Comment ce vieil homme a-t-il pu en arriver là ? s’étonnait-il au contact de sa peau ridée. Il s’imaginait le jeune Roman usant ses fonds de culotte sur les bancs d’école de la Galicie rattachée à l’empire austro-hongrois, puis l’adolescent roulant les mécaniques dans les rues de Cracovie, la petite Vienne de la Vistule, et encore la jeune recrue partant en manœuvres sous l’uniforme de François-Joseph.

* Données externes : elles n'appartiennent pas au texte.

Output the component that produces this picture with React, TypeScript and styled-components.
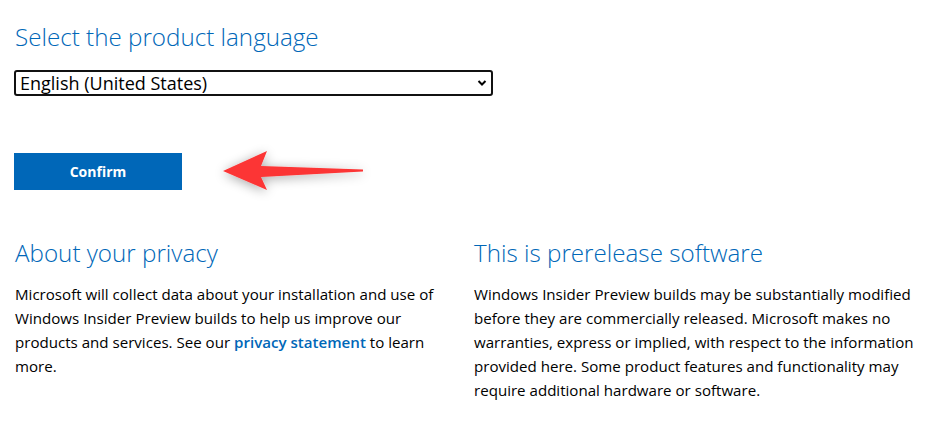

Sans doute avait-il ensuite emmené des jeunes filles dans les salons de thé de Kazimierz, la ville célèbre pour ses dentelles et ses pâtisseries ! Sans doute avait-il grimpé avec certaines d’entre elles sur la colline de Kosciuszko dans l’espoir de leur voler un baiser derrière les buissons ? Comment le monde avait-il pu basculer si vite en l’espace d’une vie ? Comment avait-on pu passer de François-Joseph au sous-officier qui avait la caution de ses chefs pour tuer Rosalia Blau et les petites filles atteintes de rougeole ?
- S’il vous plaît, Roman, dit le médecin pour que le vieil homme se décontracte.
Il pensait que le Sonderkommando serait là dans moins d’une heure. Le Dr H… fut un moment tenté de mettre Roman dans le secret, mais y renonça. Le Dr B… avait prescrit plus que la dose nécessaire. Le souffle coupé pendant quelques secondes, une stupeur passagère, tout cela ne devrait pas constituer des sensations biens nouvelles ou trop intolérables pour le vieux Roman.
Quand l’infirmière arriva avec ses quatre verres, aucun des malades ne lui demanda ce qu’ils contenaient. Le Dr H… ne saurait jamais si l’un d’entre eux avait compris. Il se retourna et regarda sa montre. Il craignait qu’au moment où ils allaient ingurgiter la dose, il n’y ait des bruits anormaux, différents de ceux que fait ordinairement un malade quand il absorbe un quelconque médicament. Il entendit l’infirmière murmurer : « Tenez, c’est pour vous », puis quelqu’un prendre une grande inspiration. Etait-ce l’infirmière ? Etait-ce un malade ? « Cette femme est vraiment l’héroïne du jour », pensa-t-il.
Quand il se retourna à nouveau, il vit l’infirmière en train de réveiller le musicien pour lui donner le verre. Le Dr B… qui avait enfilé une nouvelle blouse blanche regardait la scène à l’autre bout de la salle. Le Dr H… vint au chevet de Roman pour lui prendre son pouls. Il ne battait plus. Un peu plus loin le musicien s’efforçait d’ingurgiter cette curieuse mixture au goût d’amande.
Tout alla aussi simplement que H… l’avait espéré. Il les regarda – la bouche entrouverte mais pas de façon obscène, les yeux vitreux et désormais immunisés, les têtes en arrière et les mentons dressés vers le ciel – avec ce sentiment d’envie que tous les habitants du ghetto devaient ressentir pour ceux qui avaient réussi à s’échapper.